Lots of “web CMSs” (WCM or WCMS) popped up to meet this need in the late 90s and early 2000s. They qualified their names with “web” or “W” to differentiate themselves from the enterprise content management systems (ECM, commonly use for internal company content) and document management systems (an outdated term) that dominated the market prior to that time.
Some systems embraced this role with lots of web-specific functionality. They provided pre-built HTML widgets and built-in web navigation management systems and all sorts of things that were very specific to publishing HTML. Lots of them baked these features in so deep that they became inextricable from the web channel. They didn’t manage “pure” content anymore – all stored content was saturated with web-specific features, so you couldn’t reuse it elsewhere.
Optimizely never did this.
Since its founding, and to this day, Optimizely manages pure content. It makes no assumptions about what you want to do with that content. Optimizely has always believed in the separation of concerns. Optimizely’s repository can be said to be “abstracted” away from web delivery.
The relationship between Optimizely content and HTML published to the web is loose. In an Optimizely instance, content is pure until literally the last moment it goes out the door. Only at that point does Optimizely apply a template to turn it into HTML, and this process can be easily side-stepped.
This was true long before we had a Content Delivery API, or any explicit headless CMS functionality. Almost a decade ago, I was working on Optimizely projects that would be called “headless” today, long before that word was on anyone’s lips or feature checklists.
(Some nostalgia: back in the Web Forms days, we translated Optimizely content into XML from Generic Handlers. This was before MVC, before WebAPI, and even before JSON got heavy adoption. Good times.)
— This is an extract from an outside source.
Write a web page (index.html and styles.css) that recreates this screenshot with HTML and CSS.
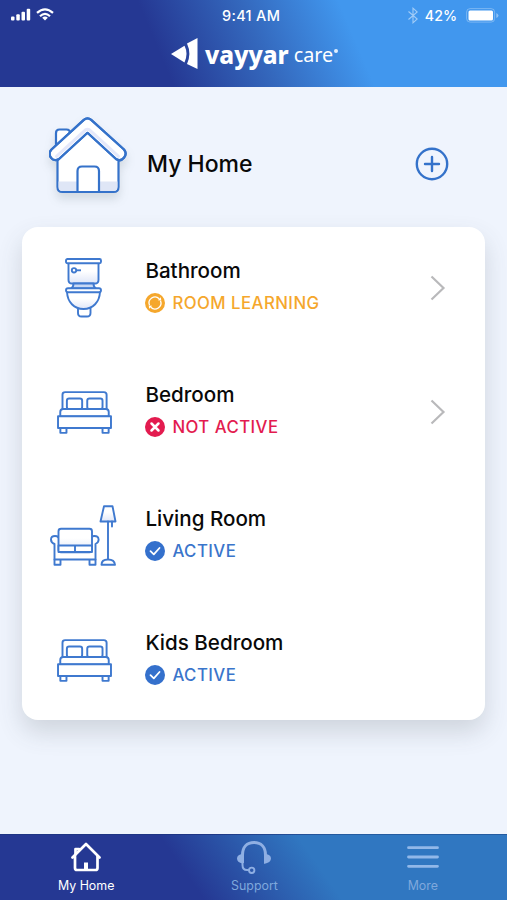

So, if you don’t want to render HTML…don’t. If not HTML, how would you render the content? CSS? Javascript? Well, that’s up to you and your requirements. Use Optimizely as a headless content management system, go API-first (we already offer RESTful APIs), build your own front-end frameworks, make it composable if you’d like. If the use case fits, wear it – the sky’s the limit.
Of course, layered on top of this content foundation are lots of tools and workflows (built with user experience in mind) to make it easy for content creators and content editors to create and deliver a website. In a sense, our core content management features are “wrapped” in website management tools. You can work with your content at the pure level, or take advantage of things like URL management, page composition, and other things that only make sense on the web.
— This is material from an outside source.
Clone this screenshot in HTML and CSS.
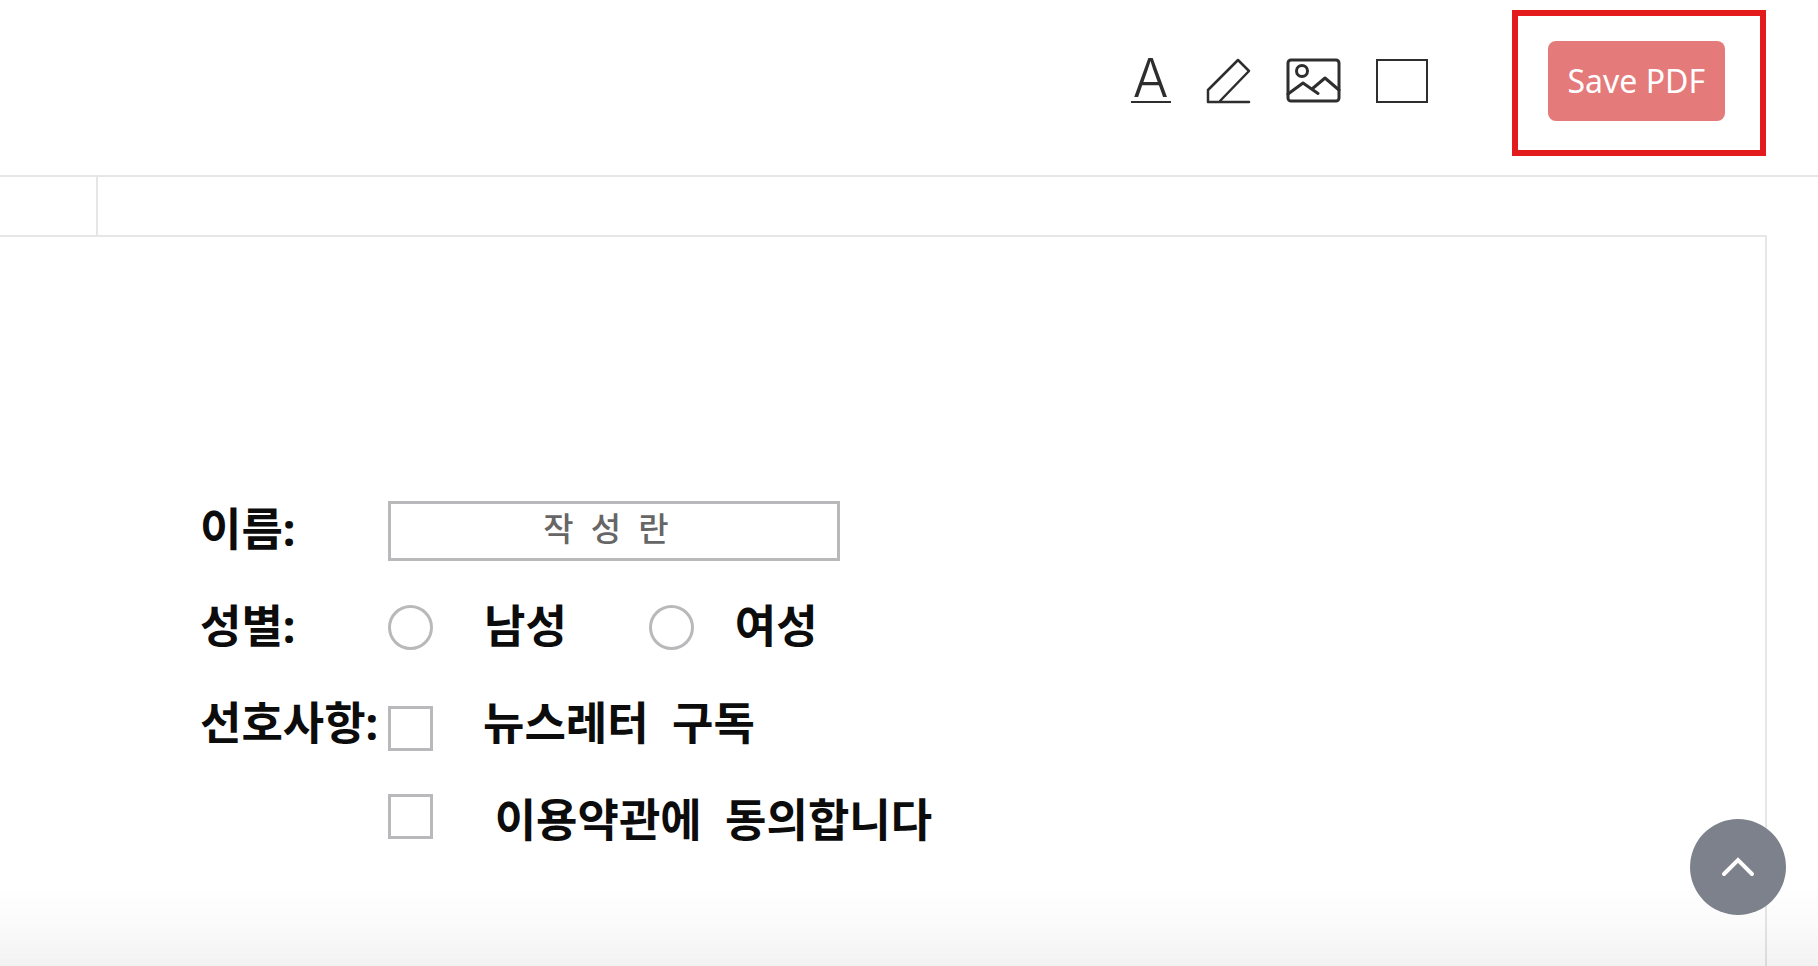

To prove this, I wrote some code. I’ve made it available on GitHub here:
Managing Non-Web Content in Optimizely
This is some sample code showing how to use Optimizely’s API to manage content that might never see the inside of a browser. There’s a README file that explains the technical specifics. It’s anti-climactic, by design. It looks a lot like the code used to manage all other Optimizely content. This is not a coincidence.
From the README:
Optimizely content is based on a hierarchy of classes. The traditional “web” content is actually built on a foundation of more pure content representations.
These objects will never appear in Edit Mode, nor will they have URL – and they shouldn’t, because they’re not web content.
They’re just…well, content.
Not only are these objects easily manipulated with Optimizely’s API, we offer a UI to edit them: Content Manager. It’s quite simple to configure Content Manager to show you a simple grid or table view of this non-web content, and allow you to create, edit, and delete objects. Additionally, this content is fully available over our Content Delivery API.
Put another way: there’s a fully featured headless CMS living inside a more fully-featured web CMS. If you want the best of both worlds, here you go: use the web tools when you want, and when you need something more generic, well, we’ve always done that.
As I note in the README:
This is not a new feature. It’s not even new code. This functionality has been in the product for years.
In Optimizely CMS, not all content is web content. The fact that we use content to generate a website is almost incidental.
It’s your content. You decide what you want to do with it.